[pymvpa] mutliclass SVM weights (sensitivity measures)

Thu Oct 1 22:38:12 UTC 2009

Looks like no one's responded?  odd...

Vadim Axel wrote:
> Hi Michael, Yaroslav et al.,
>
> 1. I ran the site example 
> (http://www.pymvpa.org/measures.html#linear-svm-weights).  When I have 
> three classes to classifiy, there are two vectors of weights and each 
> additional class will add an additional vector of weights (I mean 
> before averaging in sens.py). If the classification is done one vs. 
> rest or alternatively pair-wise, shouldn't I get three vector of 
> weights in my three class classification? Actually, there was the same 
> number of weight vectors in matlab LIBSVM implementaion, so I guess I 
> am missing something conceptual.
>
Before averaging, there should be a different # of weights for 1vs1 and 
1vsAll.  For 1vsAll there should be C weight vectors for C classes; for 
1vs1 there will be 1 weight vector for each set of comparisons.  Since 
C=3=3choose2=3 the number of weight vectors will be identical for 3 
classes in 1v1 and 1vAll, but with 4 classes you should have 6 vectors 
for 1v1.

For extracting per-class weights, the problem seems to be in the coeffs 
- check help for libsvmc._svm.getSVCoef() which looks like it returns SV 
coefficients in an extremely odd manner.  I presume the combining math 
to output total weight from a per-class matrix would yield the same 
output as what is implemented, but you can check that.
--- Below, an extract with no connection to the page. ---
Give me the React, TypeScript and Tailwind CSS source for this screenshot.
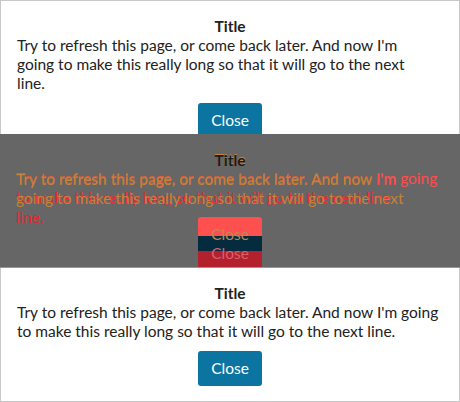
const BODY =
  "Try to refresh this page, or come back later. And now I'm going to make this really long so that it will go to the next line.";

function Panel({ narrow }: { narrow?: boolean }) {
  return (
    <>
      <p className="text-center font-bold leading-[19px]">Title</p>
      <div className={narrow ? 'pr-4' : ''}>
        <p className="leading-[19px]">{BODY}</p>
      </div>
      <div className="mt-[10px] flex justify-center">
        <button className="h-[35px] w-16 rounded-[3px] bg-[#0b74a1] text-white">Close</button>
      </div>
    </>
  );
}

export default function App() {
  return (
    <div className="w-[460px] font-['Lato',sans-serif] text-[15.5px] text-[#222]">
      {/* expected */}
      <div className="h-[134px] overflow-hidden border border-b-0 border-[#c8c8c8] bg-white px-4 pt-4">
        <Panel narrow />
      </div>

      {/* diff */}
      <div className="relative h-[134px] overflow-hidden border-b border-[#ff6b6b] bg-[#666]">
        {/* actual layer */}
        <div className="absolute inset-x-0 top-0 px-4 pt-4 text-[#ee2a32]">
          <p className="text-center font-bold leading-[19px] text-[#c8853a]">Title</p>
          <p className="leading-[19px]">
            <span className="text-[#d8603a]">Try to refresh this page, or come back later. And now</span>{' '}
            <span className="text-[#ff4d4d]">I'm going</span> to make this really long so that it will go to the next
            line.
          </p>
        </div>
        {/* expected layer */}
        <div className="absolute inset-x-0 top-0 px-4 pt-[17px] text-[#c4823a]">
          <p className="text-center font-bold leading-[19px] text-[#1a1a1a]">Title</p>
          <div className="pr-4">
            <p className="leading-[19px]">
              Try to refresh this page, or come back later. And now <span className="text-[#ff4d4d]">I'm</span> going
              to make this really long so that it will go to the next <span className="text-[#e0262e]">line.</span>
            </p>
          </div>
        </div>
        {/* button diff */}
        <div className="absolute left-[198px] top-[83px] flex h-[50px] w-16 flex-col overflow-hidden rounded-t-[3px]">
          <div className="h-[19px] bg-[#ff5050]" />
          <div className="h-[15px] bg-[#052b3e]" />
          <div className="flex-1 bg-[#b3202e]" />
          <span className="absolute inset-x-0 top-[8px] text-center leading-[19px] text-[#c08850]">Close</span>
          <span className="absolute inset-x-0 top-[27px] text-center leading-[19px] text-[#d8606a]">Close</span>
        </div>
      </div>

      {/* actual */}
      <div className="h-[134px] overflow-hidden border border-t-0 border-[#c8c8c8] bg-white px-4 pt-4">
        <Panel />
      </div>
    </div>
  );
}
I've been playing with individual class weights using the Shogun 
backend, both with 1v1 (libsvm implementation in Shogun) and 1vsAll 
(MCSVM, new in Shogun .8) which both yield 'proper' output.  With the 
Shogun backend at least, another problem is that LinearSVMWeights 
averages the wrong axis out of the box, yielding a size C vector instead 
of one matching nfeatures.  I have fixed this in my own repository by 
adding a new transformer FirstAxisSumOfAbs and a sensitivity analyzer 
LinearMCSVMWeights which is identical to the binary one, but uses that 
transformer instead of the default SecondAxisSumOfAbs.
> 2.  I the site example I used my my dataset (7 voxels ROI, 3 classes). 
> Four of my voxels are noise and three other contain easily separable 
> data. Indeed, the mutliclass classification error rate was 0. When I 
> make three possible two classes classifications the wights totally 
> make sense (close to zero for noise voxels and high values for 
> not-noise). But the weights from mutliclass are not very different for 
> noise and non-noise voxels, which looks strange. Probably the answer 
> to first question will clarify this issue too.
Works out of the box for me...

from mvpa.clfs.libsvmc import SVM
from mvpa.misc.data_generators import normalFeatureDataset
d = normalFeatureDataset(nlabels=3, nfeatures=7, nonbogus_features=[0, 
1, 2], snr=10)
print SVM().getSensitivityAnalyzer()(d)
[ 5.40074713  6.15330183  6.56281274  0.69333497  0.34515556  0.46399045
 1.43135108]

> 3. And now something more theoretical: suppose I am making the 
> classification of 5 gradually changing colors. The absolute BOLD 
> activation level doens't change significantly between classes, but I 
> succesfully classify my colors beyond chance level. Can the weights of 
> the SVM be used as a measure which voxel was more informative between 
> red & orange discrimination and some other voxel for different pairs. 
> Something like taking the highest weight amongst all the weigths of 
> this voxel (similar to Kamitani & Tong 2005). Does it make sense?
Conceptually 1vsAll weights would be better to make a 'tuning curve' a 
la K+T.  I don't know if this matters in practice.  The trickier part is 
deciding why you want that, and what type of statistics you need to show 
that 'this voxel is Red selective'; in fact they skirted that issue 
because they cared more about overall decoding than 'this voxel is 
selective for this orientation', and really only did that to show there 
was no discernible underlying architecture.